Post-merge, Polygon is aiming to be carbon-negative. In discussing this goal, Renton said, “While the Merge will address the vast majority of environment-related concerns aimed at Ethereum, this is far from the end of Polygon’s sustainability efforts. Polygon has fully committed to becoming a carbon-negative platform in 2022. Thanks to the Merge, coupled with our own offsetting measures, this is now highly achievable in the near term.”
You can read more about Polygon’s commitment to sustainable development in their Green Manifesto, published in April 2022.

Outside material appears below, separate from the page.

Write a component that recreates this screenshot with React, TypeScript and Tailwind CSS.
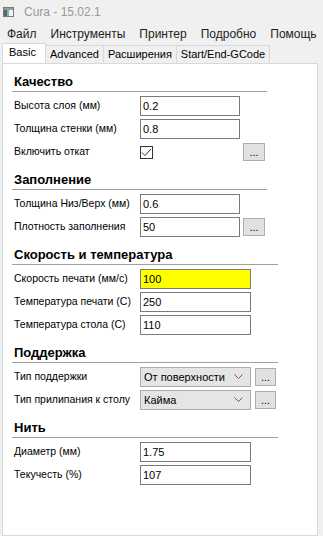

Ethereum Transaction Fees Remain Unchanged
The Merge doesn’t change the variable transaction costs, or gas fees as they are frequently called, associated with Ethereum transactions. Renton said, “The Ethereum Foundation noted that the Merge is not an expansion of network capacity and thus will not result in lower gas fees.” Layer 2 solutions have traditionally had low fee structures, which is part of the appeal. Polygon and other Layer 2 blockchains will continue to offer substantial cost savings over Ethereum’s transaction model.
Layer 2 Remains Effective for Scaling
Transaction processing speed on the Ethereum network remains roughly unchanged after The Merge. The Ethereum foundation highlights the case for using Layer 2 blockchains for scaling, pointing to the existing capacity constraints of Ethereum. For Polygon’s role in this scaling, Renton said, “As a leading Layer 2 Ethereum scaling platform, Polygon is and will continue to offer significantly cheaper and faster transactions compared to the Ethereum L1 mainnet. These advantages will be bolstered even further after the launch of Polygon’s zkEVM, the first zero-knowledge proof-based, fully compatible equivalent of the Ethereum Virtual Machine.”
Early testing of Polygon’s zkEVM suggests that the zkEVM will boost Ethereum’s current throughput by several orders of magnitude and simultaneously reduce network fees by over 90%. The visualization below from Polygon’s blog shows what this might look like.
No App Updates Required
One key question I asked Renton was about what changes developers will need to make to their apps following the Merge. I also asked if developers automatically inherit the reduction in carbon emissions. He said, “Polygon-based dApps will not require any infrastructure changes and will continue to benefit from Polygon’s carbon offsetting and low emissions. At the same time, since the Merge will massively reduce carbon emissions on Ethereum’s side, all dApps running on Polygon will automatically start benefiting from that as well.”
Polygon Continues to Experience Growth
Before the Merge, Polygon was showing signs of strong adoption, with a number of well-known companies adopting its blockchain technology this year. Starbucks announced plans to roll out a blockchain-based loyalty program powered by Polygon just this week. Disney selected Polygon for its accelerator program in July.
In August, Alchemy data released on the Polygon blog stated that over 37,000 dApps have launched on the blockchain since inception. 11,800 of these dApps were active as of the end of July, which was an increase from 8,000 active projects in March 2022. Another key statistic from the report shows that 74% of projects were exclusively built on Polygon, with the remaining 26% spanning both Polygon and Ethereum.
It remains to be seen how dApp developers will approach application deployment following the Merge, but lower transaction fees and higher throughput for transactions certainly make a compelling case to consider Layer 2 solutions into the future.